• _Goal of the exercise_
Reproduce the full listing below unchanged, apart from the pictures.

• _Data section_

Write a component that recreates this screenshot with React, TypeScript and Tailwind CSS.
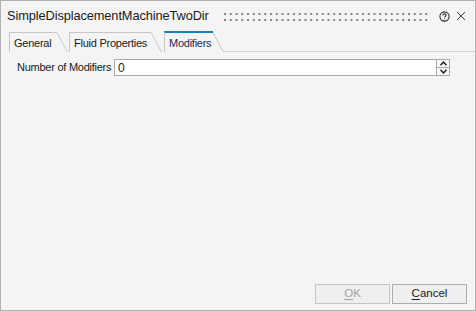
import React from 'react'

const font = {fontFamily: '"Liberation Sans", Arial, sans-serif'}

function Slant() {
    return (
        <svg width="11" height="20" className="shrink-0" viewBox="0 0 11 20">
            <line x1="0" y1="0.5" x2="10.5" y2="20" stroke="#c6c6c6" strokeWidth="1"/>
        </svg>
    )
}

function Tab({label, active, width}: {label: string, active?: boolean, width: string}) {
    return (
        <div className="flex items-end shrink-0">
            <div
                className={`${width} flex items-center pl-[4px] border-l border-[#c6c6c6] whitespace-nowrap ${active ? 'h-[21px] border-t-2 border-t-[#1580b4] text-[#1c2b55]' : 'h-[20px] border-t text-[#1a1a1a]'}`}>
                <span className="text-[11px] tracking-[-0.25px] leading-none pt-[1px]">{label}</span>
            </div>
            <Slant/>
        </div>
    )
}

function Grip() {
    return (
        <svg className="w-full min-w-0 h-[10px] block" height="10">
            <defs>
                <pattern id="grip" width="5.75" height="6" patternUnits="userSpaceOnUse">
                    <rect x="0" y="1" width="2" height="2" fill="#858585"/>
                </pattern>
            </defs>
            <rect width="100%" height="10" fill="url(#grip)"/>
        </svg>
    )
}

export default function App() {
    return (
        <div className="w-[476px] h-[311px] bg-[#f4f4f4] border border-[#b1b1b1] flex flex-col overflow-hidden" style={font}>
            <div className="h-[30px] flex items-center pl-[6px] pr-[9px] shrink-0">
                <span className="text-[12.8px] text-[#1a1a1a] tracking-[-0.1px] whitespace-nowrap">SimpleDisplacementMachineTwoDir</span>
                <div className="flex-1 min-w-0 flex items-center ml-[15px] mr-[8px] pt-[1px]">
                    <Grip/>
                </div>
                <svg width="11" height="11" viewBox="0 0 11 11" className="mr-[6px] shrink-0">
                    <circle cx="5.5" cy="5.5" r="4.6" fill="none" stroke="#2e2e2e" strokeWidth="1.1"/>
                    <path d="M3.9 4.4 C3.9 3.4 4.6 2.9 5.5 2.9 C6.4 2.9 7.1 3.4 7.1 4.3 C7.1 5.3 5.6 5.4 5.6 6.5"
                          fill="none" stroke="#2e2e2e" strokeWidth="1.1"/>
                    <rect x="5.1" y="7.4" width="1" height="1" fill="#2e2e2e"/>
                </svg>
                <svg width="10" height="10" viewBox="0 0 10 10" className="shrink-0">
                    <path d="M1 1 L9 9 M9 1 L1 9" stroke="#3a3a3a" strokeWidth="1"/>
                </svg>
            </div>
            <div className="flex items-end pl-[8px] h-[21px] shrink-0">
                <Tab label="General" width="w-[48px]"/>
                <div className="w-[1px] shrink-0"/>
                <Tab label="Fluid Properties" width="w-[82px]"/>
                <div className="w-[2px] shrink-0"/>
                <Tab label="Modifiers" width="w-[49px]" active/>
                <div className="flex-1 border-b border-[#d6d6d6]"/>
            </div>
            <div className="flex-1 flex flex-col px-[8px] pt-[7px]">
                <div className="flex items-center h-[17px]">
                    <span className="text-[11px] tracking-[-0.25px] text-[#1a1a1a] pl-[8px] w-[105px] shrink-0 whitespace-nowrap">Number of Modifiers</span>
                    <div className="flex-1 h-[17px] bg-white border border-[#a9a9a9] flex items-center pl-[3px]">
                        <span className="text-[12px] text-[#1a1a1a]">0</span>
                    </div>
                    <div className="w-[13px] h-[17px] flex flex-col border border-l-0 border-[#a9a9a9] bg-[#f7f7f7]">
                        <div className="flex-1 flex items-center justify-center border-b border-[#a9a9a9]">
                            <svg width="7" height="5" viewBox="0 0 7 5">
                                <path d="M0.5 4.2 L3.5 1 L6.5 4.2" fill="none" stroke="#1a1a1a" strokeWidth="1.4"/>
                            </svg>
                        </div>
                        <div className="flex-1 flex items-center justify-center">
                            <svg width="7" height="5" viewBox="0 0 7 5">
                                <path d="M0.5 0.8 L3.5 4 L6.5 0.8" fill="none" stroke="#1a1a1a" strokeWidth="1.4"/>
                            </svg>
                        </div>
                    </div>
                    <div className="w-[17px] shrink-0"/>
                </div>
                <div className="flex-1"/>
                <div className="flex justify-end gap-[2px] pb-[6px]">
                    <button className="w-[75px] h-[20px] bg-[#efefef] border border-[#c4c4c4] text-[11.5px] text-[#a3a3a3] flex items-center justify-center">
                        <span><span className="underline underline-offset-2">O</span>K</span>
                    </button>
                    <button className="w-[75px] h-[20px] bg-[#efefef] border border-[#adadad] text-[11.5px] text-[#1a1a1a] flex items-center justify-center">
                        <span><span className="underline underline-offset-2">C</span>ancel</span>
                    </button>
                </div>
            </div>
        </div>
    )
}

• _The answer_
Write a component that recreates this screenshot with React, TypeScript and Tailwind CSS.
import React from 'react'

const font = {fontFamily: '"Liberation Sans", Arial, sans-serif'}

function Slant() {
    return (
        <svg width="11" height="20" className="shrink-0" viewBox="0 0 11 20">
            <line x1="0" y1="0.5" x2="10.5" y2="20" stroke="#c6c6c6" strokeWidth="1"/>
        </svg>
    )
}

function Tab({label, active, width}: {label: string, active?: boolean, width: string}) {
    return (
        <div className="flex items-end shrink-0">
            <div
                className={`${width} flex items-center pl-[4px] border-l border-[#c6c6c6] whitespace-nowrap ${active ? 'h-[21px] border-t-2 border-t-[#1580b4] text-[#1c2b55]' : 'h-[20px] border-t text-[#1a1a1a]'}`}>
                <span className="text-[11px] tracking-[-0.25px] leading-none pt-[1px]">{label}</span>
            </div>
            <Slant/>
        </div>
    )
}

function Grip() {
    return (
        <svg className="w-full min-w-0 h-[10px] block" height="10">
            <defs>
                <pattern id="grip" width="5.75" height="6" patternUnits="userSpaceOnUse">
                    <rect x="0" y="1" width="2" height="2" fill="#858585"/>
                </pattern>
            </defs>
            <rect width="100%" height="10" fill="url(#grip)"/>
        </svg>
    )
}

export default function App() {
    return (
        <div className="w-[476px] h-[311px] bg-[#f4f4f4] border border-[#b1b1b1] flex flex-col overflow-hidden" style={font}>
            <div className="h-[30px] flex items-center pl-[6px] pr-[9px] shrink-0">
                <span className="text-[12.8px] text-[#1a1a1a] tracking-[-0.1px] whitespace-nowrap">SimpleDisplacementMachineTwoDir</span>
                <div className="flex-1 min-w-0 flex items-center ml-[15px] mr-[8px] pt-[1px]">
                    <Grip/>
                </div>
                <svg width="11" height="11" viewBox="0 0 11 11" className="mr-[6px] shrink-0">
                    <circle cx="5.5" cy="5.5" r="4.6" fill="none" stroke="#2e2e2e" strokeWidth="1.1"/>
                    <path d="M3.9 4.4 C3.9 3.4 4.6 2.9 5.5 2.9 C6.4 2.9 7.1 3.4 7.1 4.3 C7.1 5.3 5.6 5.4 5.6 6.5"
                          fill="none" stroke="#2e2e2e" strokeWidth="1.1"/>
                    <rect x="5.1" y="7.4" width="1" height="1" fill="#2e2e2e"/>
                </svg>
                <svg width="10" height="10" viewBox="0 0 10 10" className="shrink-0">
                    <path d="M1 1 L9 9 M9 1 L1 9" stroke="#3a3a3a" strokeWidth="1"/>
                </svg>
            </div>
            <div className="flex items-end pl-[8px] h-[21px] shrink-0">
                <Tab label="General" width="w-[48px]"/>
                <div className="w-[1px] shrink-0"/>
                <Tab label="Fluid Properties" width="w-[82px]"/>
                <div className="w-[2px] shrink-0"/>
                <Tab label="Modifiers" width="w-[49px]" active/>
                <div className="flex-1 border-b border-[#d6d6d6]"/>
            </div>
            <div className="flex-1 flex flex-col px-[8px] pt-[7px]">
                <div className="flex items-center h-[17px]">
                    <span className="text-[11px] tracking-[-0.25px] text-[#1a1a1a] pl-[8px] w-[105px] shrink-0 whitespace-nowrap">Number of Modifiers</span>
                    <div className="flex-1 h-[17px] bg-white border border-[#a9a9a9] flex items-center pl-[3px]">
                        <span className="text-[12px] text-[#1a1a1a]">0</span>
                    </div>
                    <div className="w-[13px] h-[17px] flex flex-col border border-l-0 border-[#a9a9a9] bg-[#f7f7f7]">
                        <div className="flex-1 flex items-center justify-center border-b border-[#a9a9a9]">
                            <svg width="7" height="5" viewBox="0 0 7 5">
                                <path d="M0.5 4.2 L3.5 1 L6.5 4.2" fill="none" stroke="#1a1a1a" strokeWidth="1.4"/>
                            </svg>
                        </div>
                        <div className="flex-1 flex items-center justify-center">
                            <svg width="7" height="5" viewBox="0 0 7 5">
                                <path d="M0.5 0.8 L3.5 4 L6.5 0.8" fill="none" stroke="#1a1a1a" strokeWidth="1.4"/>
                            </svg>
                        </div>
                    </div>
                    <div className="w-[17px] shrink-0"/>
                </div>
                <div className="flex-1"/>
                <div className="flex justify-end gap-[2px] pb-[6px]">
                    <button className="w-[75px] h-[20px] bg-[#efefef] border border-[#c4c4c4] text-[11.5px] text-[#a3a3a3] flex items-center justify-center">
                        <span><span className="underline underline-offset-2">O</span>K</span>
                    </button>
                    <button className="w-[75px] h-[20px] bg-[#efefef] border border-[#adadad] text-[11.5px] text-[#1a1a1a] flex items-center justify-center">
                        <span><span className="underline underline-offset-2">C</span>ancel</span>
                    </button>
                </div>
            </div>
        </div>
    )
}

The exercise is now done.